- [Available data]:
# # #

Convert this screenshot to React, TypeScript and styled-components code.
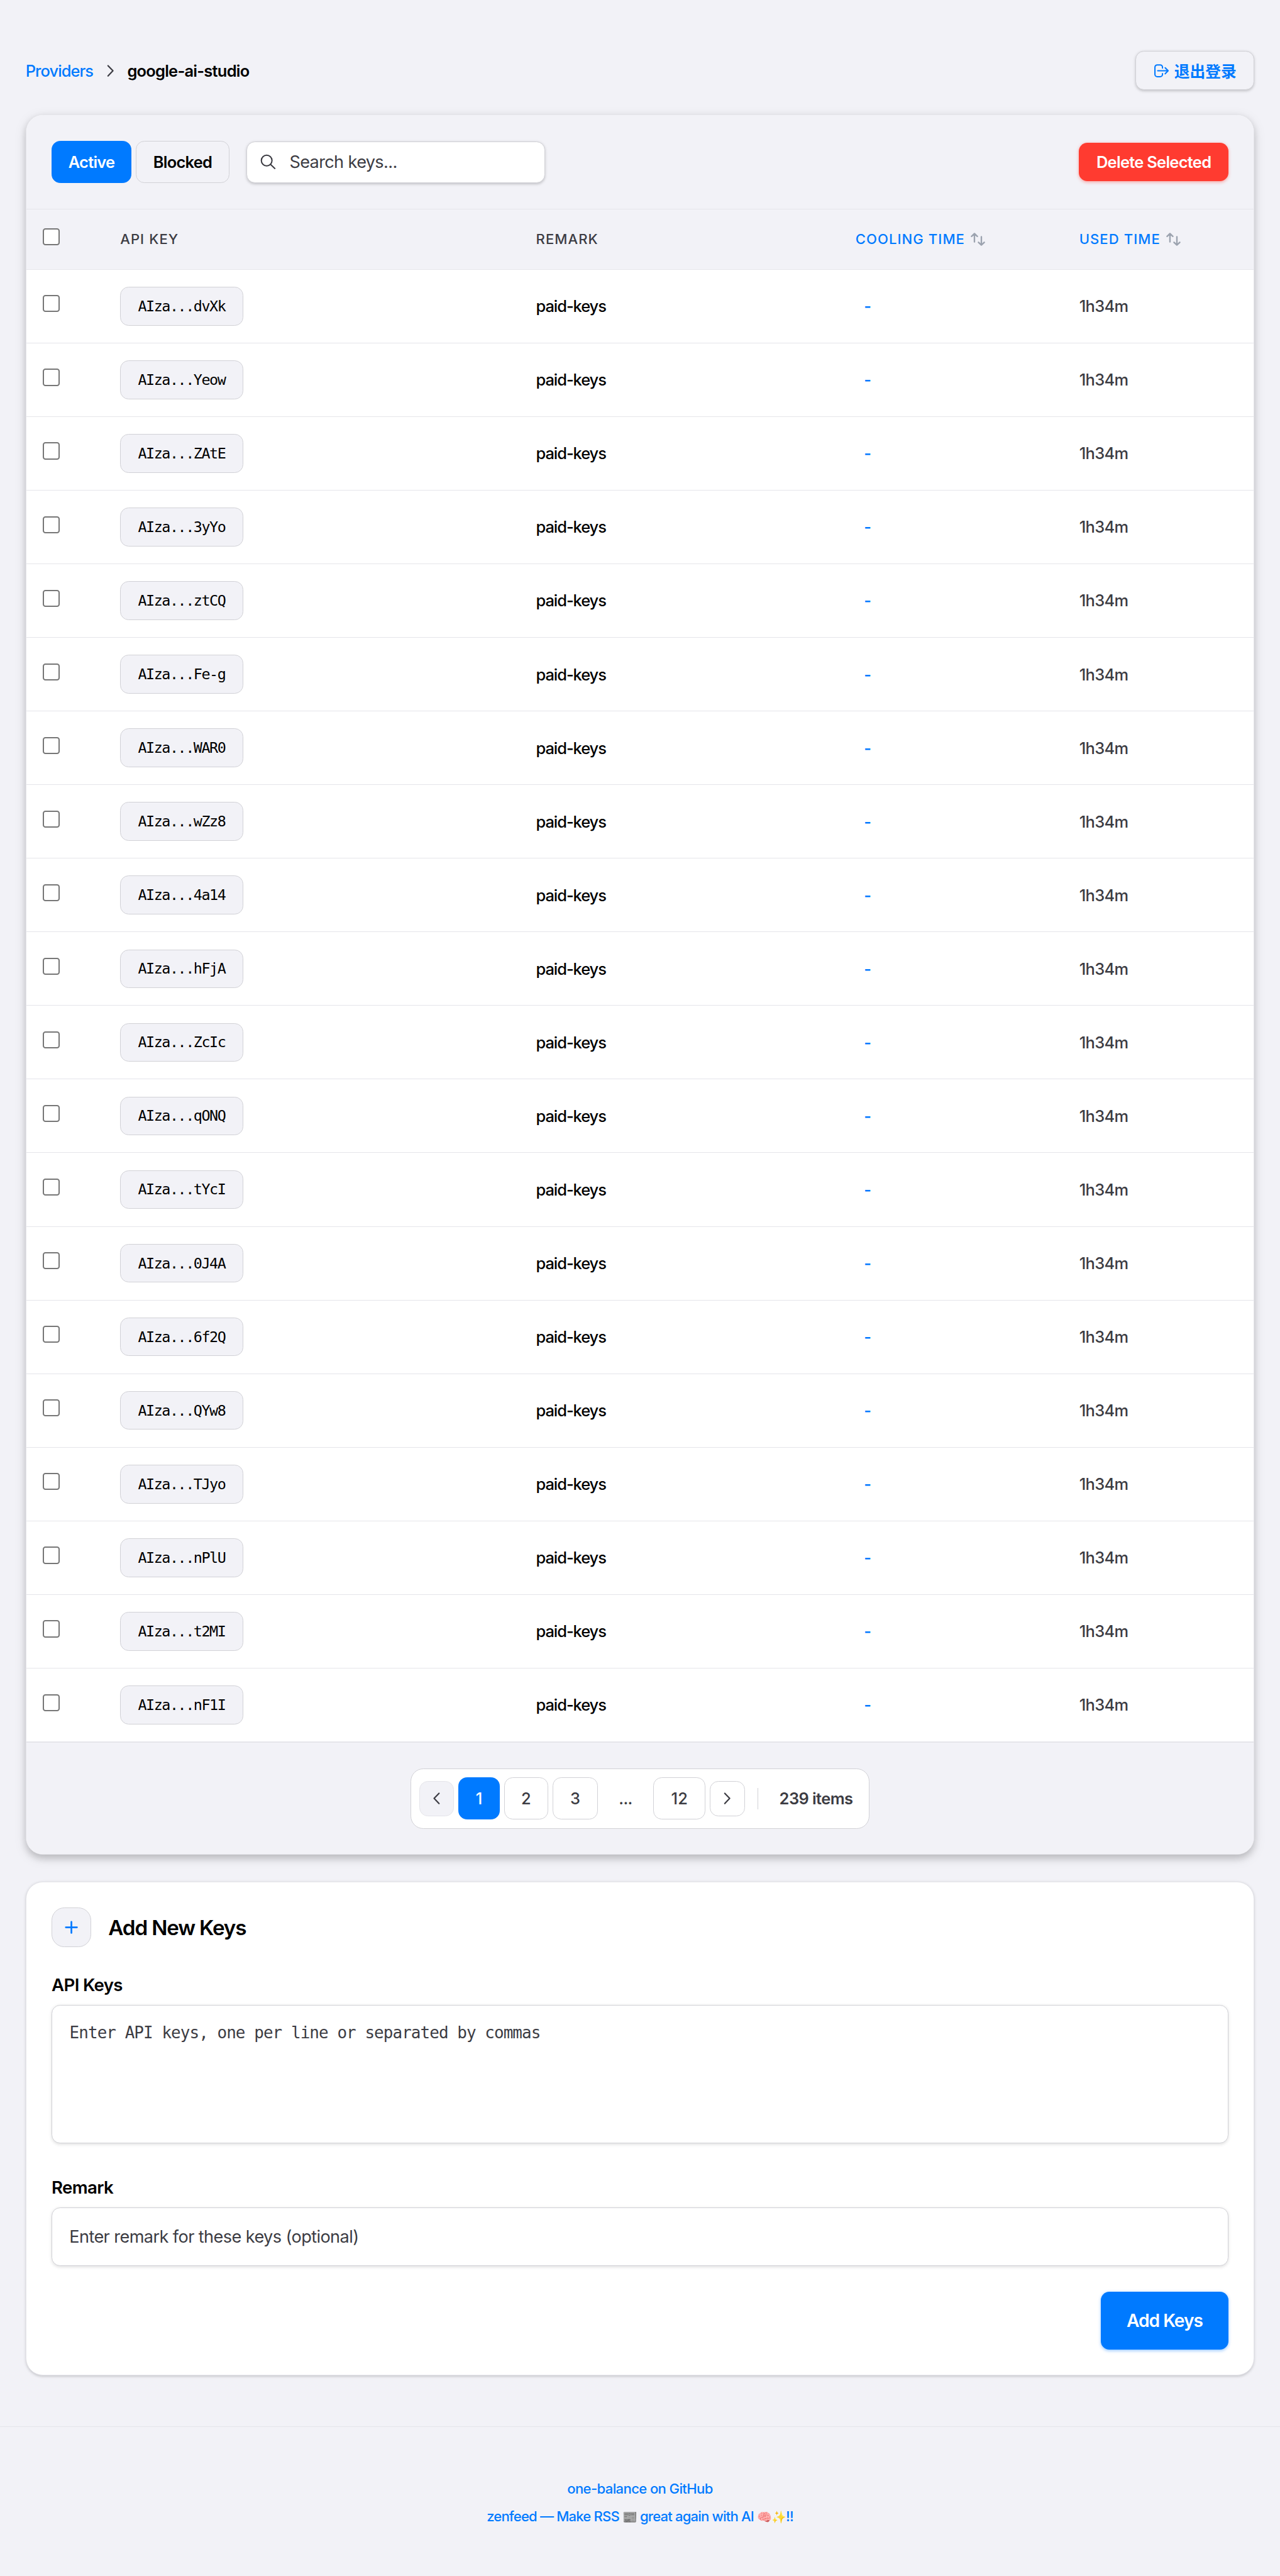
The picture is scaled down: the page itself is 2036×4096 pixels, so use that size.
import React from "react";
import styled, { createGlobalStyle } from "styled-components";

const SCALE = 2036 / 1200;
const u = (n: number) => `${+(n * SCALE).toFixed(3)}px`;

const BLUE = "#007aff";
const BG = "#f2f2f7";
const LINE = "#e5e5ea";
const EDGE = "#d1d1d6";
const GREY = "#3c3c43";
const SANS = `Inter, "Liberation Sans", "Noto Sans CJK SC", "Noto Color Emoji", sans-serif`;
const MONO = `"DejaVu Sans Mono", "Liberation Mono", monospace`;

const GlobalStyle = createGlobalStyle`
  *, *::before, *::after { box-sizing: border-box; }
  body { margin: 0; background: ${BG}; color: #000; font-family: ${SANS}; }
  button, input, textarea { font-family: inherit; margin: 0; }
`;

const Page = styled.div`
  min-height: ${u(2414)};
  display: flex;
  flex-direction: column;
`;

const Main = styled.main`
  padding: ${u(48)} ${u(24)} 0;
`;

const TopBar = styled.header`
  display: flex;
  align-items: center;
  justify-content: space-between;
  height: ${u(36.3)};
  margin-bottom: ${u(23.2)};
`;

const Crumbs = styled.nav`
  display: flex;
  align-items: center;
  gap: ${u(8)};
  font-size: ${u(15)};
  line-height: ${u(22)};
  white-space: nowrap;
`;

const CrumbLink = styled.a`
  color: ${BLUE};
  font-weight: 500;
  letter-spacing: ${u(-0.55)};
`;

const CrumbCurrent = styled.span`
  font-weight: 600;
  letter-spacing: ${u(-0.44)};
`;

const Icon = styled.svg<{ $size: number }>`
  width: ${(p) => u(p.$size)};
  height: ${(p) => u(p.$size)};
  flex: none;
  fill: none;
  stroke: currentColor;
  stroke-linecap: round;
  stroke-linejoin: round;
`;

const LogoutButton = styled.button`
  display: flex;
  align-items: center;
  gap: ${u(4)};
  height: ${u(36.3)};
  width: ${u(111.4)};
  padding: 0 ${u(15.6)};
  border: 1px solid ${EDGE};
  border-radius: ${u(8)};
  background: ${BG};
  color: ${BLUE};
  font-size: ${u(14.6)};
  font-weight: 600;
  white-space: nowrap;
  box-shadow: 0 ${u(1)} ${u(3)} rgba(0, 0, 0, 0.12), 0 ${u(1)} ${u(2)} rgba(0, 0, 0, 0.08);
`;

const Card = styled.section<{ $raised?: boolean }>`
  border: 1px solid ${LINE};
  border-radius: ${u(16)};
  background: #fff;
  overflow: hidden;
  box-shadow: ${(p) =>
    p.$raised
      ? `0 ${u(3)} ${u(6)} rgba(0, 0, 0, 0.16), 0 ${u(3)} ${u(12)} rgba(0, 0, 0, 0.1)`
      : `0 ${u(1)} ${u(3)} rgba(0, 0, 0, 0.12), 0 ${u(1)} ${u(2)} rgba(0, 0, 0, 0.06)`};
`;

const Toolbar = styled.div`
  display: flex;
  align-items: center;
  height: ${u(88.1)};
  padding: 0 ${u(23.8)};
  background: ${BG};
  border-bottom: 1px solid ${LINE};
`;

const Tab = styled.button<{ $active?: boolean; $w: number }>`
  width: ${(p) => u(p.$w)};
  height: ${u(39.5)};
  margin-right: ${u(4)};
  padding: 0;
  border: 1px solid ${(p) => (p.$active ? BLUE : EDGE)};
  border-radius: ${u(8)};
  background: ${(p) => (p.$active ? BLUE : BG)};
  color: ${(p) => (p.$active ? "#fff" : "#000")};
  font-size: ${u(15)};
  font-weight: 600;
  letter-spacing: ${u(-0.42)};
`;

const SearchBox = styled.label`
  display: flex;
  align-items: center;
  width: ${u(280)};
  height: ${u(39)};
  margin-left: ${u(11.8)};
  padding: 0 ${u(12.4)};
  gap: ${u(12.4)};
  color: ${GREY};
  background: #fff;
  border: 1px solid ${EDGE};
  border-radius: ${u(8)};
  box-shadow: 0 ${u(1)} ${u(3)} rgba(0, 0, 0, 0.12), 0 ${u(1)} ${u(2)} rgba(0, 0, 0, 0.08);
`;

const BareInput = styled.input`
  flex: 1;
  min-width: 0;
  padding: 0;
  border: 0;
  outline: 0;
  background: transparent;
  font-size: ${u(16)};
  letter-spacing: ${u(-0.38)};
  &::placeholder { color: ${GREY}; opacity: 1; }
`;

const DeleteButton = styled.button`
  margin-left: auto;
  width: ${u(140)};
  height: ${u(35.6)};
  padding: 0;
  border: 0;
  border-radius: ${u(8)};
  background: #ff3b30;
  color: #fff;
  font-size: ${u(15)};
  font-weight: 600;
  letter-spacing: ${u(-0.42)};
  box-shadow: 0 ${u(1)} ${u(3)} rgba(255, 59, 48, 0.4);
`;

const gridColumns = `${u(72.4)} ${u(389.8)} ${u(299.5)} ${u(209.8)} 1fr`;

const HeadRow = styled.div`
  display: grid;
  grid-template-columns: ${gridColumns};
  align-items: center;
  height: ${u(56.5)};
  padding: 0 ${u(15.7)};
  background: ${BG};
  border-bottom: 1px solid ${LINE};
`;

const HeadCell = styled.div<{ $sortable?: boolean }>`
  display: flex;
  align-items: center;
  gap: ${u(4.4)};
  font-size: ${u(13)};
  font-weight: 500;
  letter-spacing: ${u(0.64)};
  color: ${(p) => (p.$sortable ? BLUE : GREY)};
  white-space: nowrap;
`;

const Row = styled.div`
  display: grid;
  grid-template-columns: ${gridColumns};
  align-items: center;
  height: ${u(69)};
  padding: 0 ${u(15.7)};
  border-bottom: 1px solid ${LINE};
`;

const Check = styled.input`
  appearance: none;
  display: block;
  width: ${u(16)};
  height: ${u(16)};
  margin: 0 0 ${u(4.5)};
  border: 2px solid #767676;
  border-radius: ${u(2.5)};
  background: #fff;
`;

const KeyChip = styled.code`
  display: inline-flex;
  align-items: center;
  justify-content: center;
  width: ${u(115.2)};
  height: ${u(36.3)};
  border: 1px solid ${EDGE};
  border-radius: ${u(8)};
  background: ${BG};
  font-family: ${MONO};
  font-size: ${u(13.8)};
  letter-spacing: ${u(-0.86)};
`;

const Remark = styled.span`
  font-size: ${u(15)};
  font-weight: 500;
  letter-spacing: ${u(-0.62)};
`;

const Cooling = styled.span`
  padding-left: ${u(8)};
  color: ${BLUE};
  font-size: ${u(15)};
  font-weight: 500;
`;

const Used = styled.span`
  color: ${GREY};
  font-size: ${u(15)};
  font-weight: 500;
  letter-spacing: ${u(-0.4)};
`;

const CardFooter = styled.div`
  display: flex;
  align-items: center;
  justify-content: center;
  height: ${u(105.2)};
  background: ${BG};
  border-top: 1px solid ${LINE};
`;

const Pager = styled.div`
  display: flex;
  align-items: center;
  gap: ${u(4.2)};
  width: ${u(430.4)};
  height: ${u(56.4)};
  padding: 0 ${u(7.5)};
  border: 1px solid ${EDGE};
  border-radius: ${u(12)};
  background: #fff;
  color: ${GREY};
  font-size: ${u(15)};
  font-weight: 500;
  letter-spacing: ${u(-0.3)};
`;

const PageButton = styled.button<{ $w: number; $active?: boolean }>`
  width: ${(p) => u(p.$w)};
  height: ${u(39.2)};
  padding: 0;
  border: 1px solid ${(p) => (p.$active ? BLUE : EDGE)};
  border-radius: ${u(8)};
  background: ${(p) => (p.$active ? BLUE : "#fff")};
  color: ${(p) => (p.$active ? "#fff" : GREY)};
  font-size: inherit;
  font-weight: inherit;
`;

const StepButton = styled.button<{ $disabled?: boolean }>`
  display: flex;
  align-items: center;
  justify-content: center;
  width: ${u(32.8)};
  height: ${u(33)};
  padding: 0;
  border: 1px solid ${(p) => (p.$disabled ? LINE : EDGE)};
  border-radius: ${u(8)};
  background: ${(p) => (p.$disabled ? BG : "#fff")};
  color: ${GREY};
`;

const Ellipsis = styled.span`
  width: ${u(44)};
  text-align: center;
`;

const Divider = styled.span`
  width: 1px;
  height: ${u(20)};
  margin: 0 ${u(15.6)} 0 ${u(7.8)};
  background: ${EDGE};
`;

const Total = styled.span`
  white-space: nowrap;
  font-weight: 600;
  letter-spacing: ${u(-0.34)};
`;

const AddCard = styled(Card)`
  margin-top: ${u(24.8)};
  height: ${u(463)};
  padding: ${u(24)} ${u(23.8)};
`;

const AddHead = styled.div`
  display: flex;
  align-items: center;
  gap: ${u(16)};
  height: ${u(37)};
`;

const PlusBadge = styled.span`
  display: flex;
  align-items: center;
  justify-content: center;
  width: ${u(37.2)};
  height: ${u(37)};
  border: 1px solid ${EDGE};
  border-radius: ${u(12)};
  background: ${BG};
  color: ${BLUE};
`;

const Title = styled.h2`
  margin: 0;
  font-size: ${u(19.6)};
  font-weight: 600;
  letter-spacing: ${u(-0.7)};
`;

const Label = styled.label`
  display: block;
  height: ${u(22)};
  line-height: ${u(23)};
  margin-bottom: ${u(8)};
  font-size: ${u(16.3)};
  font-weight: 600;
  letter-spacing: ${u(-0.4)};
`;

const Field = styled.div<{ $top: number }>`
  margin-top: ${(p) => u(p.$top)};
`;

const KeysArea = styled.textarea`
  display: block;
  width: 100%;
  height: ${u(130)};
  padding: ${u(15)} ${u(16.2)};
  border: 1px solid ${EDGE};
  border-radius: ${u(8)};
  background: #fff;
  outline: 0;
  resize: none;
  font-family: ${MONO};
  font-size: ${u(15.3)};
  line-height: ${u(22)};
  letter-spacing: ${u(-0.55)};
  box-shadow: 0 ${u(1)} ${u(3)} rgba(0, 0, 0, 0.12);
  &::placeholder { color: ${GREY}; opacity: 1; }
`;

const RemarkInput = styled.input`
  display: block;
  width: 100%;
  height: ${u(55)};
  padding: 0 ${u(16)};
  border: 1px solid ${EDGE};
  border-radius: ${u(8)};
  background: #fff;
  outline: 0;
  font-size: ${u(16)};
  letter-spacing: ${u(-0.35)};
  box-shadow: 0 ${u(1)} ${u(3)} rgba(0, 0, 0, 0.12);
  &::placeholder { color: ${GREY}; opacity: 1; }
`;

const Actions = styled.div`
  display: flex;
  justify-content: flex-end;
  margin-top: ${u(24)};
`;

const AddButton = styled.button`
  width: ${u(119.6)};
  height: ${u(54.2)};
  padding: 0;
  border: 0;
  border-radius: ${u(8)};
  background: ${BLUE};
  color: #fff;
  font-size: ${u(16.6)};
  font-weight: 600;
  letter-spacing: ${u(-0.6)};
  box-shadow: 0 ${u(1)} ${u(3)} rgba(0, 122, 255, 0.4);
`;

const Footer = styled.footer`
  margin-top: ${u(47.8)};
  padding-top: ${u(44.5)};
  border-top: 1px solid ${LINE};
  display: flex;
  flex-direction: column;
  align-items: center;
`;

const FooterLink = styled.a<{ $tight?: boolean }>`
  color: ${BLUE};
  height: ${u(26.1)};
  font-size: ${u(13)};
  line-height: ${u(26.1)};
  font-weight: 500;
  letter-spacing: ${(p) => u(p.$tight ? -0.48 : -0.36)};
  white-space: nowrap;
`;

const Emoji = styled.span<{ $muted?: boolean }>`
  font-size: ${u(11.3)};
  line-height: 1;
  filter: ${(p) => (p.$muted ? "grayscale(1) brightness(0.72)" : "none")};
`;

const keys = [
  "dvXk", "Yeow", "ZAtE", "3yYo", "ztCQ", "Fe-g", "WAR0", "wZz8", "4a14", "hFjA",
  "ZcIc", "qONQ", "tYcI", "0J4A", "6f2Q", "QYw8", "TJyo", "nPlU", "t2MI", "nF1I",
];

const Chevron = ({ left }: { left?: boolean }) => (
  <Icon $size={16} viewBox="0 0 16 16" strokeWidth={1.3} color={GREY}>
    <path d={left ? "M10.2 3.2 5.6 8l4.6 4.8" : "M5.8 3.2 10.4 8l-4.6 4.8"} />
  </Icon>
);

const SortIcon = () => (
  <Icon $size={16} viewBox="0 0 16 16" strokeWidth={1.4} color="#9ca3af">
    <path d="M4.7 10.3V2.7M2 5.2l2.7-2.6 2.7 2.6M11.2 5.6v7.7M8.5 10.8l2.7 2.6 2.7-2.6" />
  </Icon>
);

export default function App() {
  return (
    <Page>
      <GlobalStyle />
      <Main>
        <TopBar>
          <Crumbs>
            <CrumbLink>Providers</CrumbLink>
            <Chevron />
            <CrumbCurrent>google-ai-studio</CrumbCurrent>
          </Crumbs>
          <LogoutButton>
            <Icon $size={16} viewBox="0 0 16 16" strokeWidth={1.2}>
              <path d="M8.9 5.4v-.7a2.2 2.2 0 0 0-2.2-2.2H4a2.2 2.2 0 0 0-2.2 2.2v6.6A2.2 2.2 0 0 0 4 13.5h2.7a2.2 2.2 0 0 0 2.2-2.2v-.7M4.4 8h9.8M11.4 5.2 14.2 8l-2.8 2.8" />
            </Icon>
            退出登录
          </LogoutButton>
        </TopBar>

        <Card $raised>
          <Toolbar>
            <Tab $active $w={74.8}>Active</Tab>
            <Tab $w={88}>Blocked</Tab>
            <SearchBox>
              <Icon $size={15} viewBox="0 0 15 15" strokeWidth={1.2}>
                <circle cx="6" cy="6" r="5" />
                <path d="m9.7 9.7 4 3.8" />
              </Icon>
              <BareInput placeholder="Search keys..." />
            </SearchBox>
            <DeleteButton>Delete Selected</DeleteButton>
          </Toolbar>
          <HeadRow>
            <Check type="checkbox" />
            <HeadCell>API KEY</HeadCell>
            <HeadCell>REMARK</HeadCell>
            <HeadCell $sortable>COOLING TIME <SortIcon /></HeadCell>
            <HeadCell $sortable>USED TIME <SortIcon /></HeadCell>
          </HeadRow>
          {keys.map((k) => (
            <Row key={k}>
              <Check type="checkbox" />
              <div><KeyChip>AIza...{k}</KeyChip></div>
              <Remark>paid-keys</Remark>
              <Cooling>-</Cooling>
              <Used>1h34m</Used>
            </Row>
          ))}
          <CardFooter>
            <Pager>
              <StepButton $disabled><Chevron left /></StepButton>
              <PageButton $w={38.4} $active>1</PageButton>
              <PageButton $w={41.6}>2</PageButton>
              <PageButton $w={42}>3</PageButton>
              <Ellipsis>...</Ellipsis>
              <PageButton $w={48.6}>12</PageButton>
              <StepButton><Chevron /></StepButton>
              <Divider />
              <Total>239 items</Total>
            </Pager>
          </CardFooter>
        </Card>

        <AddCard>
          <AddHead>
            <PlusBadge>
              <Icon $size={16} viewBox="0 0 16 16" strokeWidth={1.6}>
                <path d="M8 2.8v10.4M2.8 8h10.4" />
              </Icon>
            </PlusBadge>
            <Title>Add New Keys</Title>
          </AddHead>
          <Field $top={24}>
            <Label>API Keys</Label>
            <KeysArea placeholder="Enter API keys, one per line or separated by commas" />
          </Field>
          <Field $top={30}>
            <Label>Remark</Label>
            <RemarkInput placeholder="Enter remark for these keys (optional)" />
          </Field>
          <Actions>
            <AddButton>Add Keys</AddButton>
          </Actions>
        </AddCard>
      </Main>
      <Footer>
        <FooterLink>one-balance on GitHub</FooterLink>
        <FooterLink $tight>
          zenfeed — Make RSS <Emoji $muted>📰</Emoji> great again with AI <Emoji>🧠✨</Emoji>!!
        </FooterLink>
      </Footer>
    </Page>
  );
}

# # #

- [Task to complete]:
Return nothing but the lines running from the start of the data to the line with "const u = (n: number)", please, both ends included and no pictures.

- [Result for this exercise]:
Convert this screenshot to React, TypeScript and styled-components code.
The picture is scaled down: the page itself is 2036×4096 pixels, so use that size.
import React from "react";
import styled, { createGlobalStyle } from "styled-components";

const SCALE = 2036 / 1200;
const u = (n: number) => `${+(n * SCALE).toFixed(3)}px`;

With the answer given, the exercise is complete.